Review: This movie is just begging for the folks from "Mystery Science Theatre" to take a seat in the front row. Killer plants from outer space terrorize Earth and dismay movie fans everywhere. How do these plants manage to stay rooted while transversing across Europe? Don't ask but they need not be plants for all their maneuverability. Why not killer frozen TV dinners from outer space? How about terrifying air freshener from Mars? The plants, kind of a cross between walking cactuses and seaweed, are finally lured away by a Spanish ice cream truck with a melody that sounds like the tune from "Close Encounters of The Third Kind" as sung by an out of key doorbell. It gets no better than this for lovers of bad film. Favorite line: As a scientist is dissecting a plant to learn it's origin, he screams in exasperation, "Dammit, I'm not even a botanist!" I howled.

Rating: 3 stars
Summary: Attack of the Rubber Walking Plants
Review: This movie wasn't too bad, being a classic B-rated sci-fi thriller from out of England. Day of the Triffids, based on the similarly named novel, was actually better than most Brittish B movies I've seen. The movie is pretty good the first time around, but eventually, it does get warn out. If you think this movie is great, buy it. If you haven't seen it yet, it'll be on TNT plenty times.

Rating: 1 stars
Summary: NOT THE VERSION YOU WANT
Review: Two movies were made based on Wyndham's wonderful book. This is the pitiful one. This movie bears virtually no relationship to the book with a radically changed (and ruined) plot.

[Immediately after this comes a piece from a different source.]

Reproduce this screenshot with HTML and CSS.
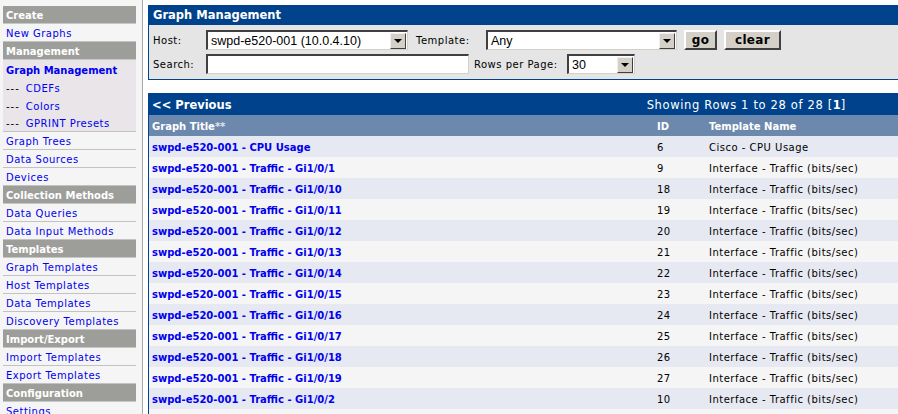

If you can find the OTHER version, buy it -- quite good.

Keywords for the bad version - made in 1963, Howard Keel, sailor and lighthouse.

Rating: 1 stars
Summary: Movie made twice - this is the bad version
Review: Two movies were made based on Wyndham's wonderful book. This is the pitiful one. This movie bears virtually no relationship to the book with a radically changed (and ruined) plot.

If you can find the OTHER version, buy it -- quite good.

Keywords for the bad version - made in 1963, Howard Keel, sailor and lighthouse.

Rating: 5 stars
Summary: Day of the Triffids
Review: Wonderful 1960's science fiction movie based on John Wyndam's book. The film follows the book's plot reasonably well. In a world gone blind beset by killer plants, Howard Keel tries to save what he can and hold the line until help arrives. A classic 1960's film that I am pleased to see return to availability when so many other classics have gone out of print. After I wrote this review, I viewed this version and was not pleased with the poor quality of the film. See my other review about this particular copy for more details.

Rating: 2 stars
Summary: Interesting but nothing like the book
Review: Wyndam's original book is still a very effective and frightening book which has lost none of it's freshness even though it is nearly 50 years old. This film is a fairly good story, although badly executed and with poor effects even for the early sixties, but it is very unfaithful to the book which actually focuses on the survival of a small number of survivors of a global calamity and the moral choices they face in how to deal with the millions of still alive, but doomed, blinded people. This film with its simplified story and happy ending does none of these things but is an average early 60s British SF film. However, if it interests you read the book and if you get a chance watch the 1981 BBC adaptation (not regrettably on video) for a much more faithful adaptation.